実は、このパターンを予測していた冨士夫に
「もし、チャー坊が来ても楽屋には通さないでくれ」
と言われていたのだが、
いざ、それが現実になると
そんな切ないことは誰にもできない。
「チャー坊が来たよ」って楽屋に言いに行くと、
「なんだよ!役立たずだな、トシ!」
とか言って、怒った冨士夫が楽屋を出て行った。
と、思ったら少しして
「みんな、紹介します、チャー坊!」
と、にこやかに楽屋に招き入れている。

とにかく、顔を合わせばいいのだ。

楽屋に入って来たチャー坊を見て、
テッちゃんが「ホッと」したように笑っている。
青ちゃんとチャー坊が
「久し振り!」って笑顔で挨拶するのを見て、
冨士夫が胸を撫で下ろしている。
そう、冨士夫は青ちゃんの
『村八分』に対する想いを
気にしていたのだ。

その日、ミューズホールのアンコールで
チャー坊がステージを舞った。
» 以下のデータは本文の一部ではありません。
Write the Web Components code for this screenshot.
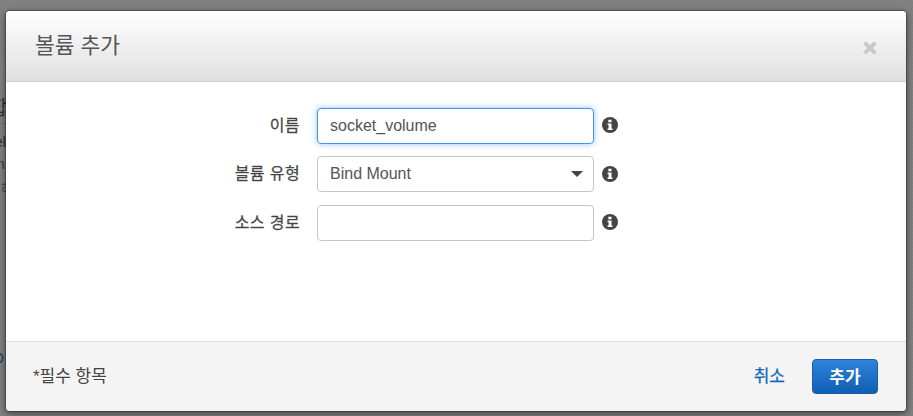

(※3)
青ちゃんの言うような緊張感や、
かつての『村八分』のイメージではなかったが、
その日の客席には、
十分に妖艶なヴォーカリストに映っただろう。

ただ、運命とは不思議なものだ。
結果的には、
この日、この場が、
『村八分』を作った4人が
顔を揃えた最後になったのだから…。

(1990・TEARDROPS〜2009・青ちゃん)

※1『SO WHAT』/山口冨士夫の半生を語った自伝本(K&Bパブリッシャーズ)。
※2 テッちゃん/浅田哲夫、村八分のギタリスト。バンドの調整役で、村八分の要だった。晩年は古い絵画などを研究していた。
※3  TEARDROPS Special Edition DVD で確認できる。